I can't produce a minimal example unfortunately, as I don't know what goes into the pipeline.on
function. I'm trying to understand what I should do, not what I've done wrong.
I also looked at the related stream-chain
, which has an example that ends like so:
// use the chain, and save the result to a file
dataSource.pipe(chain).pipe(fs.createWriteStream('output.txt.gz'));`
But at no point does the documentation explain where dataSource
comes from, and I think my chain creates it's own by reading the zip from file?
How am I supposed to use these streaming libraries to write to file?

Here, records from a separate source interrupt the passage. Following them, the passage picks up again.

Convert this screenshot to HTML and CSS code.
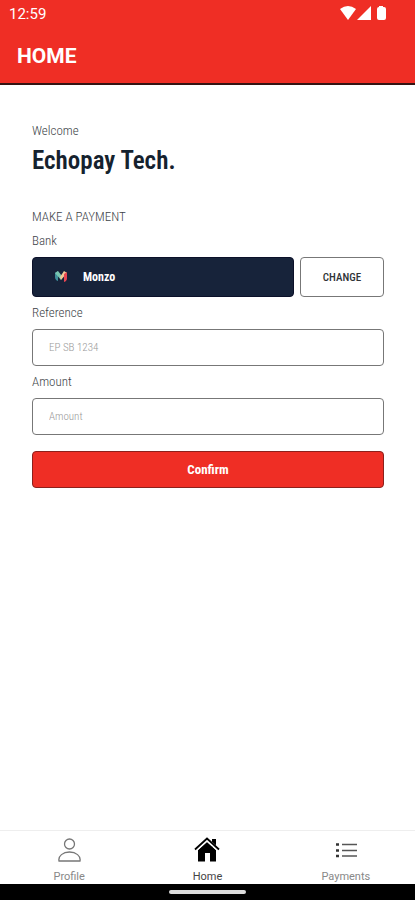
FILE: index.html
```html
<!DOCTYPE html>
<html lang="en">
<head>
<meta charset="utf-8">
<meta name="viewport" content="width=device-width, initial-scale=1">
<title>Home</title>
<link rel="stylesheet" href="styles.css">
</head>
<body>
<header class="header">
  <div class="status">
    <time>12:59</time>
    <svg class="status-icons" width="48" height="16" viewBox="0 0 48 16" fill="#fff" aria-hidden="true">
      <path d="M0 4Q8-2 16 4L8 15Z"/>
      <path d="M31 1V15H17Z"/>
      <path d="M39 1h4v1h1q2 0 2 2v9q0 2-2 2h-5q-2 0-2-2V4q0-2 2-2Z"/>
    </svg>
  </div>
  <h1 class="title">HOME</h1>
</header>
<main class="content">
  <p class="label">Welcome</p>
  <h2 class="name">Echopay Tech.</h2>
  <form class="form">
    <h3 class="label section">MAKE A PAYMENT</h3>
    <p class="label field-label">Bank</p>
    <div class="bank-row">
      <button type="button" class="bank">
        <svg width="14" height="12" viewBox="0 0 14 12" aria-hidden="true">
          <path d="M1 2L4 0V10Q1 9 1 6Z" fill="#3f8f9b"/>
          <path d="M1 2L4 0L8 5L7 9Z" fill="#79c6b0"/>
          <path d="M6 6L10 0L13 2L7 9Z" fill="#f3c997"/>
          <path d="M10 3L13 1V7Q13 10 10 11Z" fill="#e94652"/>
        </svg>
        <span>Monzo</span>
      </button>
      <button type="button" class="change">CHANGE</button>
    </div>
    <label class="label field-label" for="reference">Reference</label>
    <input class="input" id="reference" type="text" placeholder="EP SB 1234">
    <label class="label field-label" for="amount">Amount</label>
    <input class="input" id="amount" type="text" inputmode="decimal" placeholder="Amount">
    <button type="submit" class="confirm">Confirm</button>
  </form>
</main>
<nav class="tabs">
  <a class="tab" href="#profile">
    <svg width="24" height="26" viewBox="0 0 24 26" fill="none" stroke="#777" stroke-width="1.3" aria-hidden="true">
      <circle cx="12.500" cy="7" r="5"/>
      <path d="M2 24C1 19 6 15 12.500 15S24 19 23 24Z" stroke-linejoin="round"/>
    </svg>
    <span>Profile</span>
  </a>
  <a class="tab active" href="#home" aria-current="page">
    <svg width="26" height="26" viewBox="0 0 26 26" aria-hidden="true">
      <path d="M18 2h4v8h-4ZM4 13L13 5L22 13V24.500H16V16H11V24.500H4Z" fill="#000"/>
      <path d="M1 13.500L13 2.500L25 13.500" fill="none" stroke="#fff" stroke-width="3.500"/>
      <path d="M1 12.500L13 1.500L25 12.500" fill="none" stroke="#000" stroke-width="1.800"/>
    </svg>
    <span>Home</span>
  </a>
  <a class="tab" href="#payments">
    <svg width="24" height="26" viewBox="0 0 24 26" aria-hidden="true">
      <path d="M8 7.500h15M8 13.500h15M8 19h15" stroke="#555" stroke-width="1.300"/>
      <path d="M2 7.500h3M2 13.500h3M2 19h3" stroke="#333" stroke-width="2.600"/>
    </svg>
    <span>Payments</span>
  </a>
</nav>
<footer class="system"><div class="handle"></div></footer>
</body>
</html>
```
FILE: styles.css
```css
* { box-sizing: border-box; }
body {
  margin: 0;
  min-height: 100vh;
  display: flex;
  flex-direction: column;
  background: #fff;
  color: #3d4348;
  font-family: "Roboto Condensed", "Liberation Sans Narrow", Roboto, sans-serif;
}
h1, h2, h3, p { margin: 0; }
button, input { font: inherit; }
.header {
  background: #ef2e25;
  border-bottom: 2px solid #351413;
  color: #fff;
  font-family: Roboto, sans-serif;
}
.status {
  display: flex;
  justify-content: space-between;
  align-items: center;
  height: 28px;
  padding: 0 27px 0 9px;
  font-size: 15px;
}
.status-icons { margin-bottom: 2px; }
.title {
  padding: 2px 17px 0;
  font-size: 21px;
  line-height: 53px;
  font-weight: 700;
}
.content {
  flex: 1;
  padding: 36px 31px 0 32px;
}
.label {
  display: block;
  font-size: 13px;
  line-height: 20px;
  font-weight: 300;
}
.name {
  margin-bottom: 28px;
  font-size: 25px;
  line-height: 40px;
  font-weight: 600;
  color: #15222e;
}
.form {
  display: flex;
  flex-direction: column;
}
.section { line-height: 16px; }
.field-label { padding: 4px 0; line-height: 24px; }
.bank-row { display: flex; gap: 6px; }
.bank, .change, .input, .confirm {
  border: 1px solid #777;
  border-radius: 4px;
}
.bank {
  flex: 1;
  display: flex;
  align-items: center;
  gap: 15px;
  height: 40px;
  padding: 0 21px;
  background: #17233a;
  border-color: #0b1029;
  color: #fff;
  font-size: 12px;
  font-weight: 700;
}
.change {
  width: 84px;
  background: #fff;
  color: #303438;
  font-size: 11px;
  font-weight: 500;
}
.input {
  width: 100%;
  height: 37px;
  padding: 0 16px;
  background: #fff;
  font-size: 11px;
  font-weight: 300;
}
.input::placeholder { color: #999; opacity: 1; }
.confirm {
  height: 37px;
  margin-top: 16px;
  background: #ef2e25;
  border-color: #8c201c;
  color: #fff;
  font-size: 13px;
  font-weight: 700;
}
.tabs {
  display: flex;
  height: 54px;
  border-top: 1px solid #eee;
}
.tab {
  flex: 1;
  display: flex;
  flex-direction: column;
  align-items: center;
  gap: 7px;
  padding-top: 6px;
  color: #888;
  font-family: Roboto, sans-serif;
  font-size: 11px;
  line-height: 14px;
  text-decoration: none;
}
.tab svg { flex-shrink: 0; }
.active { color: #444; }
.system {
  display: flex;
  justify-content: center;
  align-items: center;
  height: 16px;
  background: #000;
}
.handle {
  width: 77px;
  height: 4px;
  border-radius: 2px;
  background: #ddd;
}
```
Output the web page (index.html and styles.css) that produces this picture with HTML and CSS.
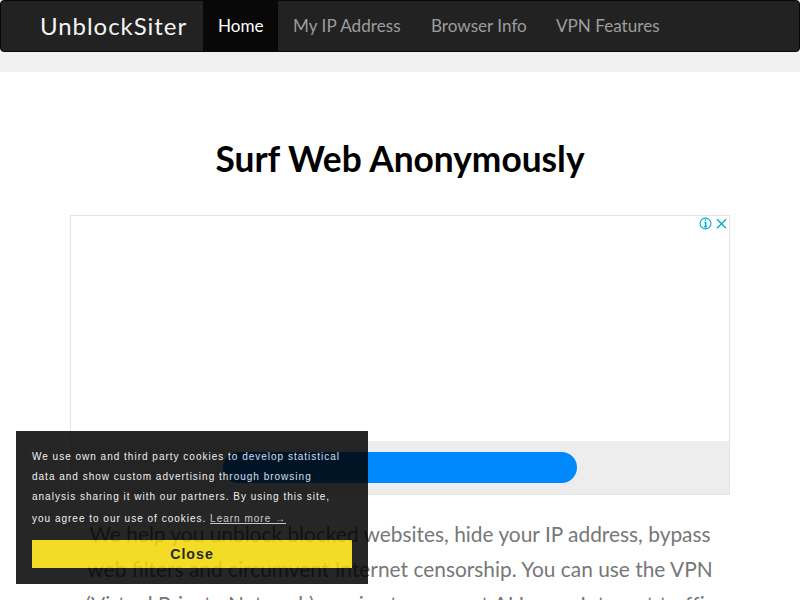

I don't want to count anything, I just want to write to file
In that case, you'll need to convert the token/JSON data stream back into a text stream that you can write to a file. You can use the library's Stringer
for that. Its documentation also contains an example that seems to be more in line with what you want to do:
chain([
fs.createReadStream('data.json.gz'),
zlib.createGunzip(),
parser(),
pick({filter: 'data'}), // omit this if you don't want to do any processing
stringer(),
zlib.Gzip(), // omit this if you want to write an unzipped result
fs.createWriteStream('edited.json.gz')
]);